Some months after Jane’s death, the Dick family moved to Berkeley, California, and Edgar took a job in the United States Department of Agriculture’s San Francisco office. In 1933, when Edgar was transferred to Reno, Nevada, Dorothy refused to go. A strongly independent woman (she was a feminist and a pacifist at a time when those convictions placed her in a distinct minority), she chose to remain in Berkeley with Philip. A custody battle ensued, as a result of which, in 1935, Dorothy and Philip moved to Washington, D.C., where she wrote pamphlets on child care for the Federal Children’s Bureau. In 1938, they returned to Berkeley, where Philip attended high school and, very briefly, the University of California. Except for a period of a few weeks in 1972 spent in Vancouver, British Columbia, he lived in California for the rest of his life.
In Dick’s own account, he began his career as a writer at the age of twelve. That was when he learned to type—a skill at which he had to become extremely proficient in order to keep up with the pell-mell flow of his imagination. It was at age twelve that he discovered his first science-fiction magazine, inaugurating a lifelong attachment. By that time, too, he suffered from a variety of phobias and other emotional problems, connected, in part at least, to childhood traumas. As an adult, he seemed to move from one emotional crisis to another—he was married five times, attempted suicide several times, and experienced several breakdowns—but through it all he remained an immensely productive writer.
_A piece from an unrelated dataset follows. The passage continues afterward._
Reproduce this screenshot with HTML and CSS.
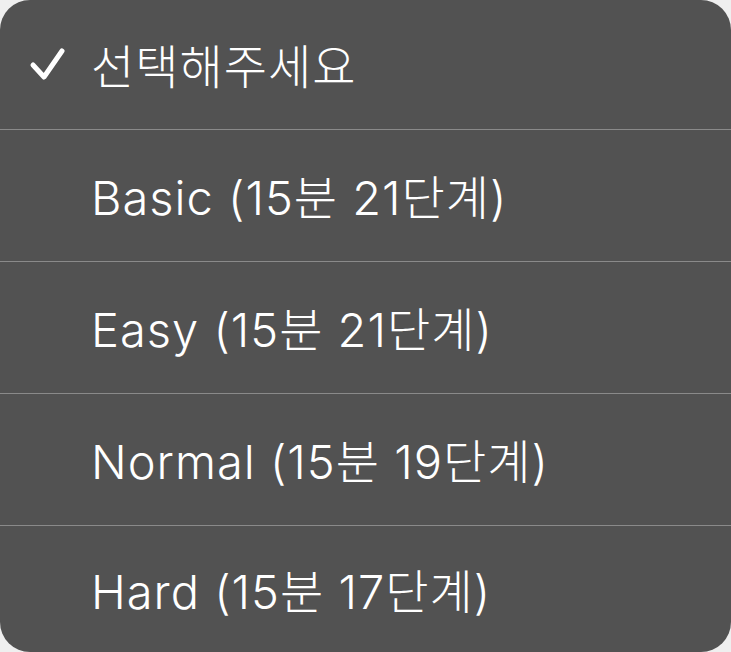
FILE: index.html
```html
<!DOCTYPE html>
<html lang="ko">
<head>
<meta charset="utf-8">
<link rel="stylesheet" href="styles.css">
</head>
<body>
<div class="menu">
  <div class="item selected">
    <span class="check"><svg width="40" height="40" viewBox="0 0 40 40"><path d="M5 20 L16 32 L34 6" fill="none" stroke="#fff" stroke-width="5" stroke-linecap="round" stroke-linejoin="round"/></svg></span>
    <span class="label">선택해주세요</span>
  </div>
  <div class="item"><span class="check"></span><span class="label">Basic (15분 21단계)</span></div>
  <div class="item"><span class="check"></span><span class="label">Easy (15분 21단계)</span></div>
  <div class="item"><span class="check"></span><span class="label">Normal (15분 19단계)</span></div>
  <div class="item"><span class="check"></span><span class="label">Hard (15분 17단계)</span></div>
</div>
</body>
</html>
```
FILE: styles.css
```css
html, body { margin: 0; padding: 0; background: #efefef; }
.menu {
  width: 731px;
  height: 652px;
  background: #525252;
  border-radius: 30px;
  overflow: hidden;
  display: flex;
  flex-direction: column;
}
.item {
  height: 132px;
  flex: none;
  display: flex;
  align-items: center;
  border-bottom: 1px solid #8a8a8a;
  box-sizing: border-box;
}
.item:first-child { height: 130px; }
.item:last-child { border-bottom: none; flex: 1; }
.check {
  width: 91px;
  padding-left: 28px;
  box-sizing: border-box;
  display: flex;
  align-items: center;
}
.label {
  color: #fff;
  font-family: Inter, "Noto Sans CJK KR", sans-serif;
  font-size: 47px;
  font-weight: 300;
  letter-spacing: 1px;
  margin-top: -2px;
}
```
Anthony Boucher (the pen name of William Anthony Parker White), critic and writer of mysteries and science fiction and cofounding editor (1949) of The Magazine of Fantasy and Science Fiction, played an important role in the development of Dick’s career. Though unimpressed by Dick’s attempts at mainstream fiction, Boucher saw great promise in the young writer’s more speculative fiction and encouraged him to develop his talent in that direction. In October, 1951, Boucher...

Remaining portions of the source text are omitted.